Indeed, Green Music Australia’s BYO Bottle campaign was picked up by hundreds of local artists, and then went further with the likes of P!nk, Dave Matthews Band, Jack Johnson and venues around the world jumping on board. 

“On the flip side, we’re really careful to say to artists ‘Don’t stop there. Don’t just think that it’s all about the small actions’,” he adds.

“One of the most important things you can do is to talk about the climate crisis. Talk about how you’re trying to reckon your actions with the significant challenge that we all face. Talk about feelings of hypocrisy. Artists like Radiohead have really eloquently talked about the fact that their touring footprint is quite large and at the same time, they’re calling on governments to do more on climate. And there’s a level of hypocrisy there, but that doesn’t mean that they’re gonna stop, because it’s impossible for us to be perfect in a society that is so extractive. 

“And so we really make the case that artists need to use their cultural power to talk to audiences and to call for bigger political action because politicians hold the huge economic levers, not artists.”

Green Music Australia BYO Bottle event.

There are also a lot of big and small actions taking place behind the scenes when it comes to touring. 

A few years ago, musician Kim Churchill and his friend were inspired to build a stage which slides out the side of his campervan. He says it was liberating because it meant he was no longer beholden to venues and would be able to perform in more beautiful outdoor settings. He became frustrated, however, by the difficulties in fully powering this venture via solar and having to rely on fossil fuels and generators for certain aspects of performing.

Enter Alex Pinte. 

Pinte founded Wildlive, which specialises in developing audio and lighting solutions which are low consumption and powered by renewable energies. He worked with a French startup, Pikip Solar Speakers, which developed a sound system which uses up to ten times less energy than a traditional setup. 

Solar Sessions founder Alex Pinte.

He’s now doing the same work with the lighting required for touring musicians to create something which is low consumption or completely off-grid. 

Pinte knows he has the solution, but he just needs to prove it to people. 

So, he launched Solar Sessions, a proof of concept which will show it’s possible to do a sustainable, solar-powered music event. Solar Sessions looks at everything from sound tech to staging as well as waste, transport and food, working closely with the venues. 

The concept also aims to overcome audience perceptions that they are always being asked to offset their impact, change their behaviour and fix the problem on their own. 

“I could see artists asking the crowd to make an effort, you know, ‘Bring your own bottle’, ‘Watch your waste’. And I was like ‘We’re pushing the crowd, but what are we doing at our end to make things work?’ I thought it was too easy to put the problem on the audience. As soon as we put too much pressure on people, there’s a bit of a rejection,” Pinte says.

“So that’s part of my approach. I just want to make it easy and not put pressure on people.” 

Churchill was part of Solar Sessions’ first series of gigs in December 2023 held on the NSW South Coast and says it’s an important step in the environmental sustainability of his career.
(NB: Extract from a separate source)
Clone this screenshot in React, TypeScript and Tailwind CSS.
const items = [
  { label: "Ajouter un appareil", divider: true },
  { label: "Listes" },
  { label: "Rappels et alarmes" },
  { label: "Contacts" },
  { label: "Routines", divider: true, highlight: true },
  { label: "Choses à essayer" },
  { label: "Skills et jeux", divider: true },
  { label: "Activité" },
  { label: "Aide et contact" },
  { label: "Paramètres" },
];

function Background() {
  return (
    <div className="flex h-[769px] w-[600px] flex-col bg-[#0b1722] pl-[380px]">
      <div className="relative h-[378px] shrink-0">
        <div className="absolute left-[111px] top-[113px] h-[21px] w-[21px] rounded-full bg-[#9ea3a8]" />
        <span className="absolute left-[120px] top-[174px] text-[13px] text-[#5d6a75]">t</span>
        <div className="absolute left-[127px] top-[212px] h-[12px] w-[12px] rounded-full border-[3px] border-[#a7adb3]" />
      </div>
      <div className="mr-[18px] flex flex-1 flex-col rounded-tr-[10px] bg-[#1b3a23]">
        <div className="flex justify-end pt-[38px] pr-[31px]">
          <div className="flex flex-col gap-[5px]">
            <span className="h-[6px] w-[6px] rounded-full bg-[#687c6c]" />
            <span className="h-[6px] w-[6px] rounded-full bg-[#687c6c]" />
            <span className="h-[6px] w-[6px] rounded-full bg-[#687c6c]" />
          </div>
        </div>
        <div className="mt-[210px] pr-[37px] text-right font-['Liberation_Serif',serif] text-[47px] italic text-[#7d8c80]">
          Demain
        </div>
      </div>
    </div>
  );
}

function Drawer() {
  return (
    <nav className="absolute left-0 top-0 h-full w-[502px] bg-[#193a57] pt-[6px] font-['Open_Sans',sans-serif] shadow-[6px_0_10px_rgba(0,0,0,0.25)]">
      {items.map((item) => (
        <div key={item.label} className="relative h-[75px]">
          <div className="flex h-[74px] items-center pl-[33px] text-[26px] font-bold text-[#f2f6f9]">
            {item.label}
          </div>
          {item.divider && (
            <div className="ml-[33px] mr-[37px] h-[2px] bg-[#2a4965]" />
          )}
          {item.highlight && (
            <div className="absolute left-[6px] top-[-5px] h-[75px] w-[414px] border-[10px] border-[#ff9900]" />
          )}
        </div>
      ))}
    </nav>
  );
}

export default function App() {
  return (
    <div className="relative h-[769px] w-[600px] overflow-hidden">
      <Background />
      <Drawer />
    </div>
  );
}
“It does really feel good to have at least improved as an artist. Being a touring artist is not an incredibly environmentally sustainable way to live, realistically. So, to have improved, it’s a nice feeling and helps me sleep at night,” he says. 

Kim Churchill playing Solar Sessions.

No Music on a Dead Planet 

Aside from their moral imperative to act, musicians have also felt the real-world impact of changing climate conditions and extreme weather events. 

“They have been directly affected by over 40 festival closures in the last three years alone,” says Green Music Australia’s Bilander. “We’re talking about a variety of extreme weather events from flooding to fires and high winds that are knocking out festivals left, right and centre. So they’re actually experiencing it in terms of their career.” 

The reality is, Berish emphasises, there won’t be music on a dead planet. There won’t be musicians on a dead planet. There won’t be — well, anything — on a dead planet, and that’s a message and a mission strong enough to bring people together. 

“We’re looking for a community of artists working in tandem, amplifying each other’s voices and that of the broader environmental movement to have substantive changes on issues like plastic pollution, emissions reduction and the government’s role in that,” he says. 

Green Music Australia CEO Berish Bilander and musician Montaigne.

Musicians are the perfect people to deliver this message, according to Edwina Floch, the founder of the Environmental Music Prize. 

“The latest Climate Compass data revealed that a majority of Australians are climate alarmed, alert or concerned. Some of us are very active and informed. A lot of us sit in that kind of ‘Silent Middle’ where we aren’t really sure what to do. And so we really are at this tipping point where we need to create a massive cultural response, because we have the science, we have the solution, but we need to just be propelled into action and often it’s emotion that makes us take that final step or change our behaviour,” she says. 

“And so the aim of the Environmental Music Prize is not to have one climate song or one climate anthem or to talk about one particular issue, but to create a whole body of work that resonates from lots of different types of artists, that resonates with lots of different types of people and multiple messages that can meet people where they are in terms of their own personal tastes and background and identity, but also on that emotional spectrum that we have in terms of nature. We have great moments of joy and celebration and connection to nature. And I think increasingly as the ecological crisis continues, we’re also going to have moments of doubt and despair and wanting to come together; moments of solitude.” 

She adds: “We have the science, we have the solutions. For anyone who wants to be informed, there is a wealth of information out there. What’s missing is that emotional impetus and to create that deep emotional connection and personal resolve.

“Music plays an absolutely intrinsic role in getting the message out there and creating action.”